The Argentine presidency on Friday proudly released a stream of photos from Mar-a-Lago featuring Milei in a sharp suit beaming alongside Trump and tech billionaire Elon Musk, with whom Milei has also publicly cultivated a bromance over their shared contempt for “wokeness,” gender issues and socialism.
In November 2023, an angry Argentine electorate fed up with sky-high inflation, debt defaults and bank runs handed the outsider a sweeping mandate to carry out an overhaul of Argentina’s crisis-stricken economy.

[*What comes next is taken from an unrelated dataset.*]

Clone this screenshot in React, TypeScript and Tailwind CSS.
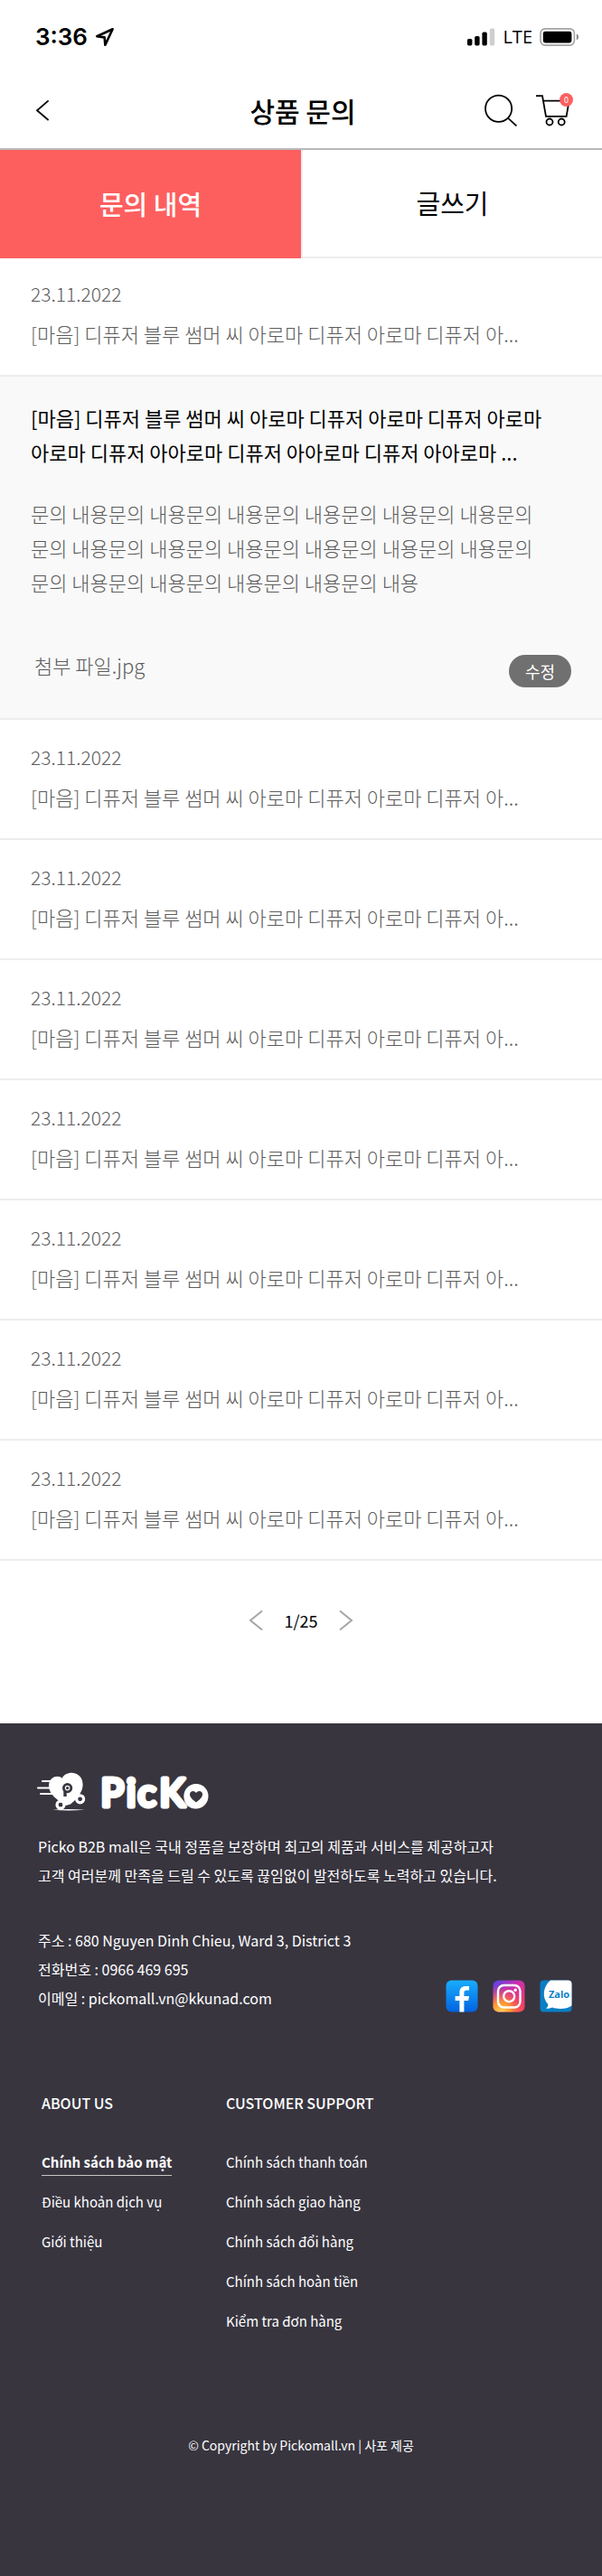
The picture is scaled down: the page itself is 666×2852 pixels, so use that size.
import React from "react";

const ROW_TITLE = "[마음] 디퓨저 블루 썸머 씨 아로마 디퓨저 아로마 디퓨저 아...";
const rows = [1, 2, 3, 4, 5, 6, 7];

const supportLinks = [
  "Chính sách thanh toán",
  "Chính sách giao hàng",
  "Chính sách đổi hàng",
  "Chính sách hoàn tiền",
  "Kiểm tra đơn hàng",
];

function StatusBar() {
  return (
    <div className="flex h-[82px] items-center justify-between pr-[25px] pl-[39px] font-['Inter',sans-serif]">
      <div className="flex items-center gap-2">
        <span className="text-[26px] leading-8 font-semibold">3:36</span>
        <svg width="22" height="22" viewBox="0 0 22 22" fill="none" stroke="#000" strokeWidth="2.6" strokeLinejoin="round" aria-hidden="true">
          <path d="M19.6 2.2 2.2 10.2 10.6 11.4 11.4 19.8Z" />
        </svg>
      </div>
      <div className="flex items-center gap-2">
        <svg width="31" height="20" viewBox="0 0 31 20" aria-hidden="true">
          <rect x="0" y="12" width="5.4" height="7.4" rx="1.6" />
          <rect x="8.2" y="9" width="5.4" height="10.4" rx="1.6" />
          <rect x="16.4" y="4.6" width="5.4" height="14.8" rx="1.6" />
          <rect x="24.8" y="0.6" width="5.4" height="18.8" rx="1.6" fill="#cfcfcf" />
        </svg>
        <span className="font-['Open_Sans',sans-serif] text-[20px] leading-6 font-medium">LTE</span>
        <svg width="44" height="20" viewBox="0 0 44 20" aria-hidden="true">
          <rect x="1" y="0.9" width="37.4" height="18.2" rx="5" fill="none" stroke="#a3a3a3" strokeWidth="1.6" />
          <rect x="3.8" y="3.8" width="31.6" height="12.6" rx="2.4" />
          <path d="M40.8 6.6c3 1 3 5.8 0 6.8Z" fill="#8a8a8a" />
        </svg>
      </div>
    </div>
  );
}

function Header() {
  return (
    <header className="grid h-[84px] grid-cols-[1fr_auto_1fr] items-center border-b-2 border-[#b9b9b9] pr-8 pb-0.5 pl-9">
      <button type="button" aria-label="뒤로" className="w-6">
        <svg width="22" height="26" viewBox="0 0 22 26" fill="none" stroke="#000" strokeWidth="1.8" aria-hidden="true">
          <path d="M17.6 2.4 5 13.2 17.6 24" />
        </svg>
      </button>
      <h1 className="text-[30px] leading-9 font-medium">상품 문의</h1>
      <div className="flex items-center justify-end gap-5">
        <button type="button" aria-label="검색">
          <svg width="36" height="36" viewBox="0 0 36 36" fill="none" stroke="#000" strokeWidth="1.8" aria-hidden="true">
            <circle cx="15.6" cy="16.2" r="14.6" />
            <path d="M25.6 26.4 35.4 35.4" />
          </svg>
        </button>
        <button type="button" aria-label="장바구니" className="relative">
          <svg width="42" height="36" viewBox="0 0 42 36" fill="none" stroke="#000" strokeWidth="1.8" aria-hidden="true">
            <path d="M1 2.2H8L12 24.8H34.6L37.6 7.6H8.8" />
            <circle cx="16" cy="31" r="3.5" />
            <circle cx="29.2" cy="31" r="3.5" />
          </svg>
          <span className="absolute -top-px right-0 flex size-[15px] items-center justify-center rounded-full bg-[#fd5f5f] text-[9px] leading-none text-white">0</span>
        </button>
      </div>
    </header>
  );
}

function InquiryRow({ first = false }: { first?: boolean }) {
  return (
    <li className={`${first ? "pt-5" : "pt-[22px]"} border-b-2 border-[#ededed] px-[34px] pb-[27px] leading-[38px] font-light text-[#5c5c5c]`}>
      <time className="block text-[21px]">23.11.2022</time>
      <p className="mt-1.5 truncate text-[22px]">{ROW_TITLE}</p>
    </li>
  );
}

function Logo() {
  return (
    <svg width="192" height="52" viewBox="0 -4 192 52" role="img" aria-label="PicKo">
      <g stroke="#fff" strokeWidth="2" strokeLinecap="round">
        <path d="M6 10H16M1 17.5H15M4 24H17" />
      </g>
      <path d="M32 37C22 31 13 24 13 15.5 13 8 18 4.8 22.5 4.8 25 4.8 26.5 5.6 27.6 6.8 29.4 2.8 34 .6 39 .8 46 1.2 50.6 6.5 50.6 14 50.6 22 44 30 37 35.5Z" fill="#fff" />
      <circle cx="26" cy="36.2" r="4" fill="#38353f" stroke="#fff" strokeWidth="3.2" />
      <circle cx="47.6" cy="29.8" r="4" fill="#38353f" stroke="#fff" strokeWidth="3.2" />
      <path d="M17 41.8Q34 40.4 53 41.8 34 43.2 17 41.8Z" fill="#fff" />
      <path d="M31 27V17" stroke="#38353f" strokeWidth="3.4" fill="none" />
      <circle cx="33.6" cy="17.6" r="4.2" fill="#fff" stroke="#38353f" strokeWidth="2.8" />
      <circle cx="33.6" cy="17.6" r="1.6" fill="#38353f" />
      <text x="70.5 99 111.5 135.5 163.5" y="37.5" fill="#fff" stroke="#fff" strokeWidth="5" strokeLinejoin="round" strokeLinecap="round" className="font-['Lato',sans-serif] text-[42px] font-medium">PicKo</text>
      <circle cx="176" cy="26.5" r="13.5" fill="#fff" />
      <path d="M176 33.5C172 30.5 169 28 169 24.6 169 20.4 174 19.6 176 23 178 19.6 183 20.4 183 24.6 183 28 180 30.5 176 33.5Z" fill="#38353f" />
    </svg>
  );
}

function Socials() {
  return (
    <div className="flex gap-4">
      <a href="#facebook" aria-label="Facebook">
        <svg width="36" height="36" viewBox="0 0 36 36" aria-hidden="true">
          <defs>
            <linearGradient id="fb" x1="0" y1="0" x2="0" y2="1">
              <stop offset="0" stopColor="#19adff" />
              <stop offset="1" stopColor="#0163e0" />
            </linearGradient>
          </defs>
          <rect x=".5" y=".5" width="35" height="35" rx="6" fill="url(#fb)" />
          <path d="M15.4 35.5V23H10.6V18H15.4V14.2C15.4 9.4 18 7 22.4 7H26V11.6H23.2C21 11.6 20.4 12.7 20.4 14.6V18H26L25.2 23H20.4V35.5Z" fill="#fff" />
        </svg>
      </a>
      <a href="#instagram" aria-label="Instagram">
        <svg width="36" height="36" viewBox="0 0 36 36" fill="none" aria-hidden="true">
          <defs>
            <linearGradient id="igTop" x1="0" y1="0" x2="1" y2="1">
              <stop offset="0" stopColor="#5046e8" />
              <stop offset=".4" stopColor="#c530b4" />
              <stop offset="1" stopColor="#ff3d55" />
            </linearGradient>
            <radialGradient id="igGlow" cx=".25" cy="1" r=".85">
              <stop offset="0" stopColor="#ffd35a" />
              <stop offset=".35" stopColor="#ff9a2e" />
              <stop offset="1" stopColor="#ff3d55" stopOpacity="0" />
            </radialGradient>
          </defs>
          <rect x=".5" y=".5" width="35" height="35" rx="6" fill="url(#igTop)" />
          <rect x=".5" y=".5" width="35" height="35" rx="6" fill="url(#igGlow)" />
          <g stroke="#fff" strokeWidth="2.4">
            <rect x="6" y="6" width="24.5" height="24.5" rx="6.5" />
            <circle cx="18.2" cy="18.2" r="6" />
          </g>
          <circle cx="25.2" cy="11.2" r="1.7" fill="#fff" />
        </svg>
      </a>
      <a href="#zalo" aria-label="Zalo">
        <svg width="36" height="36" viewBox="0 0 36 36" aria-hidden="true">
          <rect x=".5" y=".5" width="35" height="35" rx="4" fill="#0a7fc4" />
          <path d="M12 .5H31.5Q35.5 .5 35.5 4.5V28.5C31 32.5 20 33 14 30.6 12 31.8 9.5 32 7 31.4 9 30.2 9.6 28.6 9.2 27 2.5 20 3.5 7 12 .5Z" fill="#fff" />
          <text x="21.5" y="19.5" textAnchor="middle" fill="#0a7fc4" className="font-['Open_Sans',sans-serif] text-[11px] font-bold">Zalo</text>
        </svg>
      </a>
    </div>
  );
}

function Footer() {
  return (
    <footer className="bg-[#38353f] pt-[50px] pb-[129px] text-white">
      <div className="px-[41px]">
        <Logo />
      </div>
      <p className="mt-[18px] px-[42px] text-[16px] leading-8 break-keep">
        Picko B2B mall은 국내 정품을 보장하며 최고의 제품과 서비스를 제공하고자
        <br />
        고객 여러분께 만족을 드릴 수 있도록 끊임없이 발전하도록 노력하고 있습니다.
      </p>
      <div className="mt-10 flex items-end justify-between pr-[33px] pl-[42px]">
        <address className="text-[16px] leading-8 not-italic">
          주소 : 680 Nguyen Dinh Chieu, Ward 3, District 3
          <br />
          전화번호 : 0966 469 695
          <br />
          이메일 : pickomall.vn@kkunad.com
        </address>
        <Socials />
      </div>
      <div className="mt-[84px] grid grid-cols-[204px_1fr] px-[46px] text-[15px]">
        <nav aria-labelledby="about-heading">
          <h2 id="about-heading" className="text-[16px] leading-8 font-medium">ABOUT US</h2>
          <ul className="mt-9 flex flex-col gap-4 leading-7">
            <li className="flex"><a href="#privacy" className="-mb-px border-b border-[#c8c5c0] font-bold">Chính sách bảo mật</a></li>
            <li><a href="#terms">Điều khoản dịch vụ</a></li>
            <li><a href="#intro">Giới thiệu</a></li>
          </ul>
        </nav>
        <nav aria-labelledby="support-heading">
          <h2 id="support-heading" className="text-[16px] leading-8 font-medium">CUSTOMER SUPPORT</h2>
          <ul className="mt-9 flex flex-col gap-4 leading-7">
            {supportLinks.map((label) => (
              <li key={label}><a href="#support">{label}</a></li>
            ))}
          </ul>
        </nav>
      </div>
      <p className="mt-[107px] text-center text-[14px] leading-8">© Copyright by Pickomall.vn | 사포 제공</p>
    </footer>
  );
}

export default function App() {
  return (
    <div className="bg-white font-['Noto_Sans_CJK_KR',sans-serif] text-black">
      <StatusBar />
      <Header />
      <main>
        <div role="tablist" className="grid h-[120px] grid-cols-2 text-[29px]">
          <button type="button" role="tab" aria-selected="true" className="bg-[#fd5f5f] font-medium text-white">문의 내역</button>
          <button type="button" role="tab" aria-selected="false" className="border-b-2 border-l-2 border-[#ededed]">글쓰기</button>
        </div>
        <ul>
          <InquiryRow first />
          <li className="border-b-2 border-[#ededed] bg-[#f9f9f9] px-[34px] pt-[26px] pb-[34px] text-[22px] leading-[38px] break-keep">
            <h2>
              [마음] 디퓨저 블루 썸머 씨 아로마 디퓨저 아로마 디퓨저 아로마 아로마 디퓨저 아아로마 디퓨저 아아로마 디퓨저 아아로마 ...
            </h2>
            <p className="mt-[30px] pr-4 font-light text-[#5c5c5c]">
              문의 내용문의 내용문의 내용문의 내용문의 내용문의 내용문의
              <br />
              문의 내용문의 내용문의 내용문의 내용문의 내용문의 내용문의
              <br />
              문의 내용문의 내용문의 내용문의 내용문의 내용
            </p>
            <div className="mt-[54px] flex items-start justify-between pl-1">
              <a href="#file" className="font-light text-[#5c5c5c]">첨부 파일.jpg</a>
              <button type="button" className="mt-2 h-9 w-[69px] rounded-full bg-[#707070] text-[18px] leading-9 text-white">수정</button>
            </div>
          </li>
          {rows.map((row) => (
            <InquiryRow key={row} />
          ))}
        </ul>
        <nav aria-label="페이지" className="flex items-center justify-center gap-[23px] pt-[50px] pb-[98px]">
          <button type="button" aria-label="이전">
            <svg width="16" height="24" viewBox="0 0 16 24" fill="none" stroke="#a6a6a6" strokeWidth="2" aria-hidden="true">
              <path d="M15 1.5 2 12 15 22.5" />
            </svg>
          </button>
          <span className="text-[18px] leading-8">1/25</span>
          <button type="button" aria-label="다음">
            <svg width="16" height="24" viewBox="0 0 16 24" fill="none" stroke="#a6a6a6" strokeWidth="2" aria-hidden="true">
              <path d="M1 1.5 14 12 1 22.5" />
            </svg>
          </button>
        </nav>
      </main>
      <Footer />
    </div>
  );
}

But along with Milei’s libertarian crusade has come a series of cultural battles — both at home, where the president eliminated Argentina’s women’s and environment ministries and scrapped the national anti-discrimination institute, as well as abroad, where Milei has sought to fashion himself as a far-right icon, raising the hackles of key allies like Brazil and Spain.
“Milei got into the presidency on the basis of his clearly stated libertarian views, it was all about the economy,” Sanders said. “But these other views are nothing he kept hidden.”
Tensions over Milei’s culture war escalated this month. When Argentina voted at the UN in favor of ending the American economic embargo against Cuba on Oct. 30, Milei fired then-Foreign Minister Diana Mondino over what he called her “unforgivable mistake” and swiftly replaced her with Gerardo Werthein, a wealthy businessman who had been Buenos Aires’ ambassador to the US.
This weekend, Milei and Werthein plan to meet Trump again at the Conservative Political Action Conference in Orlando, Florida.
Experts say that Milei hopes to cash in on his friendship with Trump to help crisis-stricken Argentina secure a much-needed infusion cash infusion from the International Monetary Fund, to which Argentina owes over $44 billion. The US is the fund’s largest shareholder.
In recent weeks, Milei’s shock dismissal of Argentina’s top diplomat — a polished political performer who frequently worked to mend diplomatic relations strained by Milei’s profanity-laden fights with traditional allies — has sent shivers through Argentina’s diplomatic ranks.
Milei has vowed to purge his foreign ministry of so-called “traitors to the country” who have strayed from his stance, which includes rejecting the “Pact for the Future” adopted by the UN in September that promotes climate action, female empowerment and the regulation of artificial intelligence.
Local media has reported the forced resignations of at least seven diplomats in recent weeks who were perceived as critical of the president’s Trump-like attacks on the collective philosophy of the UN Milei accuses such multilateral forums of restricting members’ freedom.
Argentina’s left-leaning Peronist movement — which has dominated the country’s politics for decades — was seething Friday, with lawmakers aghast at what they saw as the unraveling of hard-won social gains like Argentina’s breakthrough legalization of abortion in 2020 and recent efforts to curb fossil fuels.
“For you, freedom is violence,” said Mayra Mendoza, a prominent Peronist politician on Friday, addressing Milei.
The libertarian has called abortion “murder,” climate change a “socialist lie” and the UN a “leviathan with multiple tentacles.”